Ellis recalls that "it became clear the jury, after hearing the tape, was going to come down on the side of Seattle, which was seeking $18 million from baseball, when the jury foreman came out to ask the judge if the jury was limited to only what Seattle was asking."
"So as the jury came back with its verdict, baseball's attorneys came over to our table and said, 'You don't want the money, you want a team. We'll guarantee you'll have a team.' We agreed to keep the verdict sealed unless baseball failed to bring a team to the Kingdome."

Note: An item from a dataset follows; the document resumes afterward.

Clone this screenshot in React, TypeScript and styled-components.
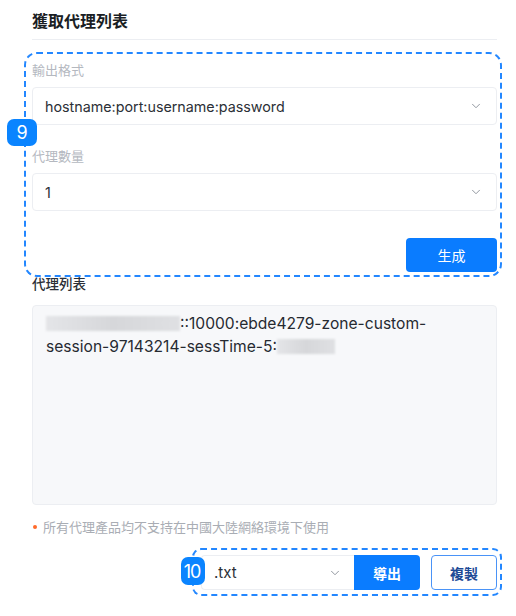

And so it came to pass that the franchise the city got in 1977 became the Seattle Mariners. The franchise went through a local ownership group and two out-of-area owners, all testing whether Seattle could really support major-league baseball. Then the local group put together by John Ellis and Gorton bought the team and proved baseball could work in Seattle.
So the facts of Mariner history are that an Ellis brother was involved significantly at both ends of the Mariners story.
And thus the contributions of the Ellis brothers to an array of community contributions came to include the Mariners, Jim's contribution in the realm of public-service projects that he guided and John's as CEO of first Puget Sound Energy and then the Mariners,
It seems somehow that an award should be created in the name of The Ellis Brothers to honor future contributors to our region, so they won't be forgotten.
I asked Ellis what would have happened had the effort to save the Pilots as a community-owned team been successful. He replied, "Eddie and I both felt, after it was all over, that it would have been more of a beast than we had anticipated as baseball's financial picture changed so significantly over the coming few years."